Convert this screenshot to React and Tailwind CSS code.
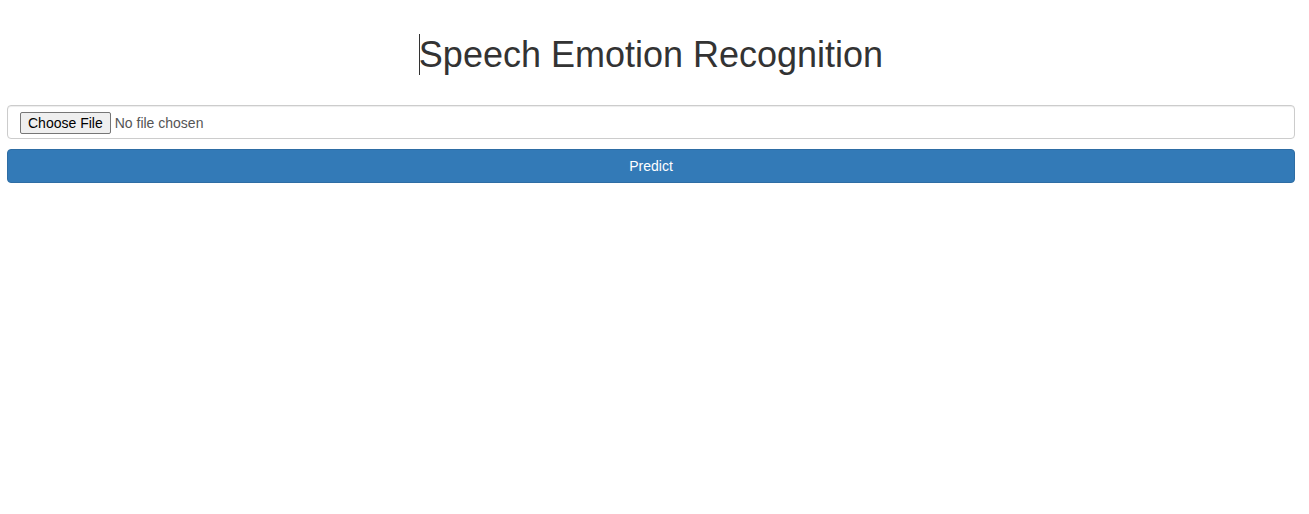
export default function App() {
  return (
    <div className="min-h-screen bg-white pl-[7px] pr-[14px] pt-[34px] text-[#333]" style={{ fontFamily: '"Liberation Sans", Arial, sans-serif' }}>
      {/* Title */}
      <h1 className="flex h-[41px] items-center justify-center text-[36px] leading-[41px] font-normal">
        <span className="mr-[-1px] inline-block h-[41px] w-px bg-[#333]" />
        <span>Speech Emotion Recognition</span>
      </h1>

      <form className="mt-[30px] flex flex-col gap-[10px]" onSubmit={(e) => e.preventDefault()}>
        {/* File input */}
        <div className="flex h-[34px] items-center rounded-[4px] border border-[#ccc] bg-white px-[12px] shadow-[inset_0_1px_1px_rgba(0,0,0,0.075)]">
          <label className="mt-[2px] flex items-center text-[14px] text-[#555]">
            <span className="flex h-[22px] items-center rounded-[2px] border border-[#767676] bg-[#efefef] px-[7px] text-[14px] text-black">
              Choose File
            </span>
            <span className="ml-[4px]">No file chosen</span>
            <input type="file" className="hidden" />
          </label>
        </div>

        {/* Predict */}
        <button
          type="submit"
          className="h-[34px] w-full rounded-[4px] border border-[#2e6da4] bg-[#337ab7] text-[14px] text-white"
        >
          Predict
        </button>
      </form>
    </div>
  )
}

────────────────

# Given request
Copy out all of the material exactly as written, without its pictures.

# Response below
Convert this screenshot to React and Tailwind CSS code.
export default function App() {
  return (
    <div className="min-h-screen bg-white pl-[7px] pr-[14px] pt-[34px] text-[#333]" style={{ fontFamily: '"Liberation Sans", Arial, sans-serif' }}>
      {/* Title */}
      <h1 className="flex h-[41px] items-center justify-center text-[36px] leading-[41px] font-normal">
        <span className="mr-[-1px] inline-block h-[41px] w-px bg-[#333]" />
        <span>Speech Emotion Recognition</span>
      </h1>

      <form className="mt-[30px] flex flex-col gap-[10px]" onSubmit={(e) => e.preventDefault()}>
        {/* File input */}
        <div className="flex h-[34px] items-center rounded-[4px] border border-[#ccc] bg-white px-[12px] shadow-[inset_0_1px_1px_rgba(0,0,0,0.075)]">
          <label className="mt-[2px] flex items-center text-[14px] text-[#555]">
            <span className="flex h-[22px] items-center rounded-[2px] border border-[#767676] bg-[#efefef] px-[7px] text-[14px] text-black">
              Choose File
            </span>
            <span className="ml-[4px]">No file chosen</span>
            <input type="file" className="hidden" />
          </label>
        </div>

        {/* Predict */}
        <button
          type="submit"
          className="h-[34px] w-full rounded-[4px] border border-[#2e6da4] bg-[#337ab7] text-[14px] text-white"
        >
          Predict
        </button>
      </form>
    </div>
  )
}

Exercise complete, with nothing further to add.